Nos yeux ne se lassent jamais de regarder
Le pic élevé du Mont Fuji

Manyoshu (premier recueil de poésie du Japon, au VIIIe siècle)

Okinawa Soba (Rob) - Two versions of Fuji san publised by K. Ogawa - Herbert Ponting, 190

photo du Fuji San  et du lac Shoji publiée K. Ogawa – photographe Herbert Ponting, 1905.

Okinawa Soba (Rob) - Two versions of Fuji san publised by K. Ogawa - T. Enami, circa 1907 from a stereo view

photo du  Fuji San et du lac Shoji publiée K. Ogawa – vue par stéréogramme par le photographe T. Enami, vers 1907.

     Ces deux photographies prises par deux photographes différents à deux années d’intervalles et selon un cadrage différent représentent la même vue, prise rigoureusement du même endroit, du Fuji San, 3.776 m (Fuji Yama).

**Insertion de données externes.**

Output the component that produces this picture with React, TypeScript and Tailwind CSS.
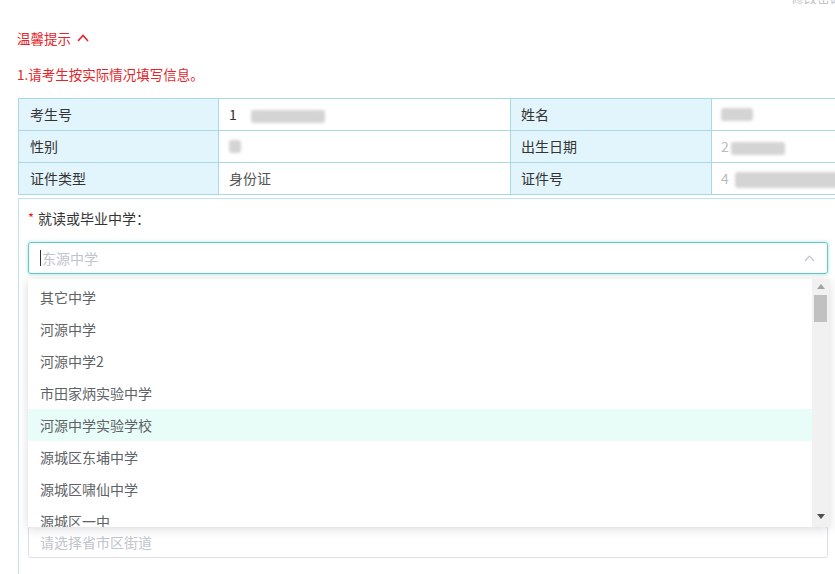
import React from "react";

const font = { fontFamily: '"Noto Sans CJK SC", "Noto Sans", sans-serif' };

function Blur({ w, h = 13 }: { w: number; h?: number }) {
  return (
    <span
      className="inline-block bg-[#d4d4d4] blur-[1.5px] rounded-[3px] align-middle"
      style={{ width: w, height: h }}
    />
  );
}

const items = [
  "其它中学",
  "河源中学",
  "河源中学2",
  "市田家炳实验中学",
  "河源中学实验学校",
  "源城区东埔中学",
  "源城区啸仙中学",
  "源城区一中",
];

export default function App() {
  return (
    <div
      className="w-[835px] h-[574px] overflow-hidden bg-white relative text-[14px]"
      style={font}
    >
      <div className="flex justify-end h-[4px] overflow-hidden items-end pr-[0px]">
        <span className="text-[#c4c4c4] text-[13px] leading-[13px] -mr-[8px]">修改密码</span>
      </div>
      <div className="pl-[17px] pt-[24px] text-[#e4262b] text-[13.5px] leading-[20px] flex items-center gap-[6px]">
        <span>温馨提示</span>
        <svg width="12" height="8" viewBox="0 0 12 8" fill="none" stroke="#e4262b" strokeWidth="1.6">
          <path d="M1 7 L6 1.5 L11 7" />
        </svg>
      </div>
      <div className="pl-[17px] mt-[16px] text-[#e4262b] text-[13.5px] leading-[20px]">
        1.请考生按实际情况填写信息。
      </div>
      <div className="ml-[18px] mt-[14px] w-[840px] border-t border-l border-[#a9d9e6] text-[#333] text-[14px]">
        {[
          ["考生号", <><span>1</span><span className="ml-[14px]"><Blur w={74} /></span></>, "姓名", <Blur w={32} />],
          ["性别", <Blur w={12} />, "出生日期", <><span className="text-[#bbb]">2</span><span className="ml-[2px]"><Blur w={54} /></span></>],
          ["证件类型", <span className="text-[#555]">身份证</span>, "证件号", <><span className="text-[#bbb]">4</span><span className="ml-[6px]"><Blur w={110} h={16} /></span></>],
        ].map((row, i) => (
          <div key={i} className="grid grid-cols-[200px_292px_201px_1fr] h-[32px]">
            <div className="bg-[#e3f5fc] border-r border-b border-[#a9d9e6] pl-[11px] flex items-center">{row[0]}</div>
            <div className="border-r border-b border-[#a9d9e6] pl-[10px] flex items-center">{row[1]}</div>
            <div className="bg-[#e3f5fc] border-r border-b border-[#a9d9e6] pl-[10px] flex items-center">{row[2]}</div>
            <div className="border-b border-[#a9d9e6] pl-[9px] flex items-center">{row[3]}</div>
          </div>
        ))}
      </div>
      <div className="ml-[18px] mt-[3px] w-[840px] h-[400px] border-t border-l border-[#bfe3ec] pl-[9px] pt-[9px] relative">
        <div className="flex items-center h-[20px] text-[#333] text-[14px]">
          <span className="text-[#e4262b] mr-[4px] text-[13px]">*</span>
          <span>就读或毕业中学：</span>
        </div>
        <div className="mt-[14px] w-[800px] h-[32px] border border-[#5ecbc6] rounded-[3px] shadow-[0_0_3px_1px_rgba(94,203,198,0.35)] flex items-center pl-[11px] pr-[12px]">
          <span className="w-[1px] h-[16px] bg-[#333] mr-[1px]" />
          <span className="text-[#c0c4cc] flex-1">东源中学</span>
          <svg width="11" height="7" viewBox="0 0 11 7" fill="none" stroke="#c0c4cc" strokeWidth="1.2">
            <path d="M1 6 L5.5 1.2 L10 6" />
          </svg>
        </div>
        <div className="h-[252px]" />
        <div className="w-[800px] h-[32px] border border-[#dcdfe6] rounded-[3px] flex items-center pl-[11px] text-[#c0c4cc]">
          请选择省市区街道
        </div>
        <div className="absolute left-[9px] top-[80px] w-[801px] h-[248px] bg-white shadow-[0_2px_10px_rgba(0,0,0,0.15)] flex overflow-hidden">
          <div className="flex-1 pt-[2px] text-[#606266] text-[14px]">
            {items.map((t, i) => (
              <div
                key={t}
                className={`h-[32px] flex items-center pl-[12px] ${i === 4 ? "bg-[#e8fcf8]" : ""}`}
              >
                {t}
              </div>
            ))}
          </div>
          <div className="w-[17px] h-full bg-[#f1f1f1] flex flex-col items-center">
            <div className="h-[15px] flex items-center justify-center">
              <svg width="8" height="5" viewBox="0 0 8 5"><path d="M0 5 L4 0 L8 5 Z" fill="#a3a3a3" /></svg>
            </div>
            <div className="w-[13px] h-[27px] bg-[#c1c1c1] mt-[1px]" />
            <div className="flex-1" />
            <div className="h-[15px] flex items-center justify-center mb-[3px]">
              <svg width="8" height="5" viewBox="0 0 8 5"><path d="M0 0 L8 0 L4 5 Z" fill="#505050" /></svg>
            </div>
          </div>
        </div>
      </div>
    </div>
  );
}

       C’est en 1905 que Ogawa K., un éditeur de Tokyo, publie un livre présentant vingt-cinq photos du Fuji San prises par un photographe britannique, Herbert G. Ponting. Si l’édition était de qualité irréprochable et rencontra un grand succès, les japonais critiquaient la manière dont Herbert G. Ponting avait photographié leur montagne sacrée en particulier au niveau du cadrage. Selon eux, seul un japonais avait la faculté de représenter, selon l’esprit et l’âme japonaise, le Fuji San. C’est ainsi que quelques années plus tard, en 1912, Ogawa K. rééditera le même titre mais avec vingt-quatre photos réalisées par trois photographes cette fois japonais dont il faisait partie lui-même. Les deux autres photographes étaientt son ami K. Tamamura et son ancien élève et assistant T. Enami.  

       Le photographe japonais Okinawa Soba qui a comparé le deux éditions regrette que les photographes japonais aient repris pour la plupart de leurs photos (sans doute par la volonté de leur éditeur) les vues initiales choisies par Herbert G. Ponting. Il aurait préféré qu’ils choisissent leurs thèmes en toute liberté. Pour la vue représentée ci-dessus du Fuji San en arrière-plan du lac Shoji, il déclare préférer la version de la photographie réalisée par son compatriote Enami car celui-ci a ménagé dans son cadrage un écart suffisamment important entre le sommet de la montagne et la branche d’arbre qui le coiffe, ce qui permet une meilleure visibilité du Fuji San en le détachant de son décor. Il aurait pu également ajouter que la part plus importante prise par le plan d’eau dans la photographie d’Ennemi (elle occupe 37 % de la hauteur de la photo contre 21% dans la photo de Ponting) a pour effet de mettre en valeur la montagne et que le choix d’un cadrage vertical pour la photo a pour effet d’accentuer le sentiment d’élévation que l’on ressent à la vue de celle-ci.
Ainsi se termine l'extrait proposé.